Collected material:
+===+

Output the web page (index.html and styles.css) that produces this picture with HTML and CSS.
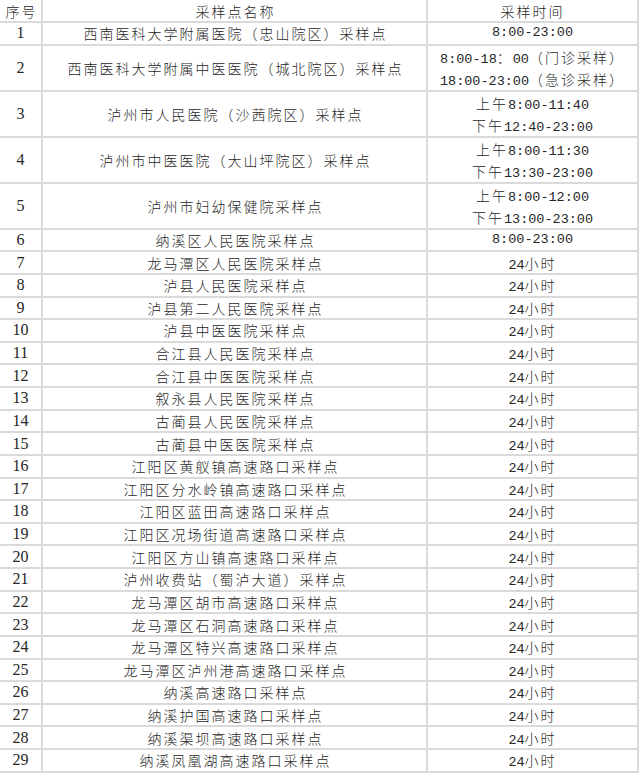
FILE: index.html
```html
<!DOCTYPE html>
<html lang="zh-CN">
<head>
<meta charset="utf-8">
<title>采样点</title>
<link rel="stylesheet" href="styles.css">
</head>
<body>
<div class="grid">
  <div class="c no cj">序号</div><div class="c name">采样点名称</div><div class="c time"><div class="ln"><span class="cj">采样时间</span></div></div>
  <div class="c no">1</div><div class="c name">西南医科大学附属医院（忠山院区）采样点</div><div class="c time"><div class="ln">8:00-23:00</div></div>
  <div class="c no">2</div><div class="c name">西南医科大学附属中医医院（城北院区）采样点</div><div class="c time two"><div class="ln">8:00-18<span class="cj">：</span>00<span class="cj">（门诊采样）</span></div><div class="ln">18:00-23:00<span class="cj">（急诊采样）</span></div></div>
  <div class="c no">3</div><div class="c name">泸州市人民医院（沙茜院区）采样点</div><div class="c time two"><div class="ln"><span class="cj">上午</span>8:00-11:40</div><div class="ln"><span class="cj">下午</span>12:40-23:00</div></div>
  <div class="c no">4</div><div class="c name">泸州市中医医院（大山坪院区）采样点</div><div class="c time two"><div class="ln"><span class="cj">上午</span>8:00-11:30</div><div class="ln"><span class="cj">下午</span>13:30-23:00</div></div>
  <div class="c no">5</div><div class="c name">泸州市妇幼保健院采样点</div><div class="c time two"><div class="ln"><span class="cj">上午</span>8:00-12:00</div><div class="ln"><span class="cj">下午</span>13:00-23:00</div></div>
  <div class="c no">6</div><div class="c name">纳溪区人民医院采样点</div><div class="c time"><div class="ln">8:00-23:00</div></div>
  <div class="c no">7</div><div class="c name">龙马潭区人民医院采样点</div><div class="c time"><div class="ln">24<span class="cj">小时</span></div></div>
  <div class="c no">8</div><div class="c name">泸县人民医院采样点</div><div class="c time"><div class="ln">24<span class="cj">小时</span></div></div>
  <div class="c no">9</div><div class="c name">泸县第二人民医院采样点</div><div class="c time"><div class="ln">24<span class="cj">小时</span></div></div>
  <div class="c no">10</div><div class="c name">泸县中医医院采样点</div><div class="c time"><div class="ln">24<span class="cj">小时</span></div></div>
  <div class="c no">11</div><div class="c name">合江县人民医院采样点</div><div class="c time"><div class="ln">24<span class="cj">小时</span></div></div>
  <div class="c no">12</div><div class="c name">合江县中医医院采样点</div><div class="c time"><div class="ln">24<span class="cj">小时</span></div></div>
  <div class="c no">13</div><div class="c name">叙永县人民医院采样点</div><div class="c time"><div class="ln">24<span class="cj">小时</span></div></div>
  <div class="c no">14</div><div class="c name">古蔺县人民医院采样点</div><div class="c time"><div class="ln">24<span class="cj">小时</span></div></div>
  <div class="c no">15</div><div class="c name">古蔺县中医医院采样点</div><div class="c time"><div class="ln">24<span class="cj">小时</span></div></div>
  <div class="c no">16</div><div class="c name">江阳区黄舣镇高速路口采样点</div><div class="c time"><div class="ln">24<span class="cj">小时</span></div></div>
  <div class="c no">17</div><div class="c name">江阳区分水岭镇高速路口采样点</div><div class="c time"><div class="ln">24<span class="cj">小时</span></div></div>
  <div class="c no">18</div><div class="c name">江阳区蓝田高速路口采样点</div><div class="c time"><div class="ln">24<span class="cj">小时</span></div></div>
  <div class="c no">19</div><div class="c name">江阳区况场街道高速路口采样点</div><div class="c time"><div class="ln">24<span class="cj">小时</span></div></div>
  <div class="c no">20</div><div class="c name">江阳区方山镇高速路口采样点</div><div class="c time"><div class="ln">24<span class="cj">小时</span></div></div>
  <div class="c no">21</div><div class="c name">泸州收费站（蜀泸大道）采样点</div><div class="c time"><div class="ln">24<span class="cj">小时</span></div></div>
  <div class="c no">22</div><div class="c name">龙马潭区胡市高速路口采样点</div><div class="c time"><div class="ln">24<span class="cj">小时</span></div></div>
  <div class="c no">23</div><div class="c name">龙马潭区石洞高速路口采样点</div><div class="c time"><div class="ln">24<span class="cj">小时</span></div></div>
  <div class="c no">24</div><div class="c name">龙马潭区特兴高速路口采样点</div><div class="c time"><div class="ln">24<span class="cj">小时</span></div></div>
  <div class="c no">25</div><div class="c name">龙马潭区泸州港高速路口采样点</div><div class="c time"><div class="ln">24<span class="cj">小时</span></div></div>
  <div class="c no">26</div><div class="c name">纳溪高速路口采样点</div><div class="c time"><div class="ln">24<span class="cj">小时</span></div></div>
  <div class="c no">27</div><div class="c name">纳溪护国高速路口采样点</div><div class="c time"><div class="ln">24<span class="cj">小时</span></div></div>
  <div class="c no">28</div><div class="c name">纳溪渠坝高速路口采样点</div><div class="c time"><div class="ln">24<span class="cj">小时</span></div></div>
  <div class="c no">29</div><div class="c name">纳溪凤凰湖高速路口采样点</div><div class="c time"><div class="ln">24<span class="cj">小时</span></div></div>
</div>
</body>
</html>
```

FILE: styles.css
```css
html, body {
  margin: 0;
  padding: 0;
  background: #ffffff;
}

.grid {
  display: grid;
  width: 639px;
  box-sizing: border-box;
  padding: 0 2px 2px 0;
  background: #dadada;
  grid-template-columns: 41px 383px 209px;
  grid-template-rows: 21px 20.64px 44px 44px 44px 44px 20.64px repeat(23, 20.64px);
  column-gap: 2px;
  row-gap: 2px;
  color: #262626;
}

.c {
  background: #ffffff;
  display: flex;
  flex-direction: column;
  align-items: center;
  justify-content: center;
  text-align: center;
  white-space: nowrap;
  line-height: 20px;
}

.no {
  font-family: "Liberation Serif", "Noto Sans CJK SC", serif;
  font-size: 16px;
}

.no.cj {
  font-family: "Noto Sans CJK SC", sans-serif;
  font-size: 14px;
  font-weight: 300;
  letter-spacing: 2px;
  padding-left: 2px;
}

.name {
  font-family: "Noto Sans CJK SC", sans-serif;
  font-size: 14px;
  letter-spacing: 2px;
  padding-left: 2px;
  font-weight: 300;
}

.time {
  font-family: "Liberation Mono", "Noto Sans CJK SC", monospace;
  font-size: 13.5px;
}

.ln {
  line-height: 20px;
  height: 20px;
}

.two .ln {
  line-height: 22px;
  height: 22px;
}

.time .cj {
  font-family: "Noto Sans CJK SC", sans-serif;
  font-size: 14px;
  font-weight: 300;
  letter-spacing: 2px;
}
```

+===+

Without the pictures, repeat the listing above exactly.

Output the web page (index.html and styles.css) that produces this picture with HTML and CSS.
FILE: index.html
```html
<!DOCTYPE html>
<html lang="zh-CN">
<head>
<meta charset="utf-8">
<title>采样点</title>
<link rel="stylesheet" href="styles.css">
</head>
<body>
<div class="grid">
  <div class="c no cj">序号</div><div class="c name">采样点名称</div><div class="c time"><div class="ln"><span class="cj">采样时间</span></div></div>
  <div class="c no">1</div><div class="c name">西南医科大学附属医院（忠山院区）采样点</div><div class="c time"><div class="ln">8:00-23:00</div></div>
  <div class="c no">2</div><div class="c name">西南医科大学附属中医医院（城北院区）采样点</div><div class="c time two"><div class="ln">8:00-18<span class="cj">：</span>00<span class="cj">（门诊采样）</span></div><div class="ln">18:00-23:00<span class="cj">（急诊采样）</span></div></div>
  <div class="c no">3</div><div class="c name">泸州市人民医院（沙茜院区）采样点</div><div class="c time two"><div class="ln"><span class="cj">上午</span>8:00-11:40</div><div class="ln"><span class="cj">下午</span>12:40-23:00</div></div>
  <div class="c no">4</div><div class="c name">泸州市中医医院（大山坪院区）采样点</div><div class="c time two"><div class="ln"><span class="cj">上午</span>8:00-11:30</div><div class="ln"><span class="cj">下午</span>13:30-23:00</div></div>
  <div class="c no">5</div><div class="c name">泸州市妇幼保健院采样点</div><div class="c time two"><div class="ln"><span class="cj">上午</span>8:00-12:00</div><div class="ln"><span class="cj">下午</span>13:00-23:00</div></div>
  <div class="c no">6</div><div class="c name">纳溪区人民医院采样点</div><div class="c time"><div class="ln">8:00-23:00</div></div>
  <div class="c no">7</div><div class="c name">龙马潭区人民医院采样点</div><div class="c time"><div class="ln">24<span class="cj">小时</span></div></div>
  <div class="c no">8</div><div class="c name">泸县人民医院采样点</div><div class="c time"><div class="ln">24<span class="cj">小时</span></div></div>
  <div class="c no">9</div><div class="c name">泸县第二人民医院采样点</div><div class="c time"><div class="ln">24<span class="cj">小时</span></div></div>
  <div class="c no">10</div><div class="c name">泸县中医医院采样点</div><div class="c time"><div class="ln">24<span class="cj">小时</span></div></div>
  <div class="c no">11</div><div class="c name">合江县人民医院采样点</div><div class="c time"><div class="ln">24<span class="cj">小时</span></div></div>
  <div class="c no">12</div><div class="c name">合江县中医医院采样点</div><div class="c time"><div class="ln">24<span class="cj">小时</span></div></div>
  <div class="c no">13</div><div class="c name">叙永县人民医院采样点</div><div class="c time"><div class="ln">24<span class="cj">小时</span></div></div>
  <div class="c no">14</div><div class="c name">古蔺县人民医院采样点</div><div class="c time"><div class="ln">24<span class="cj">小时</span></div></div>
  <div class="c no">15</div><div class="c name">古蔺县中医医院采样点</div><div class="c time"><div class="ln">24<span class="cj">小时</span></div></div>
  <div class="c no">16</div><div class="c name">江阳区黄舣镇高速路口采样点</div><div class="c time"><div class="ln">24<span class="cj">小时</span></div></div>
  <div class="c no">17</div><div class="c name">江阳区分水岭镇高速路口采样点</div><div class="c time"><div class="ln">24<span class="cj">小时</span></div></div>
  <div class="c no">18</div><div class="c name">江阳区蓝田高速路口采样点</div><div class="c time"><div class="ln">24<span class="cj">小时</span></div></div>
  <div class="c no">19</div><div class="c name">江阳区况场街道高速路口采样点</div><div class="c time"><div class="ln">24<span class="cj">小时</span></div></div>
  <div class="c no">20</div><div class="c name">江阳区方山镇高速路口采样点</div><div class="c time"><div class="ln">24<span class="cj">小时</span></div></div>
  <div class="c no">21</div><div class="c name">泸州收费站（蜀泸大道）采样点</div><div class="c time"><div class="ln">24<span class="cj">小时</span></div></div>
  <div class="c no">22</div><div class="c name">龙马潭区胡市高速路口采样点</div><div class="c time"><div class="ln">24<span class="cj">小时</span></div></div>
  <div class="c no">23</div><div class="c name">龙马潭区石洞高速路口采样点</div><div class="c time"><div class="ln">24<span class="cj">小时</span></div></div>
  <div class="c no">24</div><div class="c name">龙马潭区特兴高速路口采样点</div><div class="c time"><div class="ln">24<span class="cj">小时</span></div></div>
  <div class="c no">25</div><div class="c name">龙马潭区泸州港高速路口采样点</div><div class="c time"><div class="ln">24<span class="cj">小时</span></div></div>
  <div class="c no">26</div><div class="c name">纳溪高速路口采样点</div><div class="c time"><div class="ln">24<span class="cj">小时</span></div></div>
  <div class="c no">27</div><div class="c name">纳溪护国高速路口采样点</div><div class="c time"><div class="ln">24<span class="cj">小时</span></div></div>
  <div class="c no">28</div><div class="c name">纳溪渠坝高速路口采样点</div><div class="c time"><div class="ln">24<span class="cj">小时</span></div></div>
  <div class="c no">29</div><div class="c name">纳溪凤凰湖高速路口采样点</div><div class="c time"><div class="ln">24<span class="cj">小时</span></div></div>
</div>
</body>
</html>
```

FILE: styles.css
```css
html, body {
  margin: 0;
  padding: 0;
  background: #ffffff;
}

.grid {
  display: grid;
  width: 639px;
  box-sizing: border-box;
  padding: 0 2px 2px 0;
  background: #dadada;
  grid-template-columns: 41px 383px 209px;
  grid-template-rows: 21px 20.64px 44px 44px 44px 44px 20.64px repeat(23, 20.64px);
  column-gap: 2px;
  row-gap: 2px;
  color: #262626;
}

.c {
  background: #ffffff;
  display: flex;
  flex-direction: column;
  align-items: center;
  justify-content: center;
  text-align: center;
  white-space: nowrap;
  line-height: 20px;
}

.no {
  font-family: "Liberation Serif", "Noto Sans CJK SC", serif;
  font-size: 16px;
}

.no.cj {
  font-family: "Noto Sans CJK SC", sans-serif;
  font-size: 14px;
  font-weight: 300;
  letter-spacing: 2px;
  padding-left: 2px;
}

.name {
  font-family: "Noto Sans CJK SC", sans-serif;
  font-size: 14px;
  letter-spacing: 2px;
  padding-left: 2px;
  font-weight: 300;
}

.time {
  font-family: "Liberation Mono", "Noto Sans CJK SC", monospace;
  font-size: 13.5px;
}

.ln {
  line-height: 20px;
  height: 20px;
}

.two .ln {
  line-height: 22px;
  height: 22px;
}

.time .cj {
  font-family: "Noto Sans CJK SC", sans-serif;
  font-size: 14px;
  font-weight: 300;
  letter-spacing: 2px;
}
```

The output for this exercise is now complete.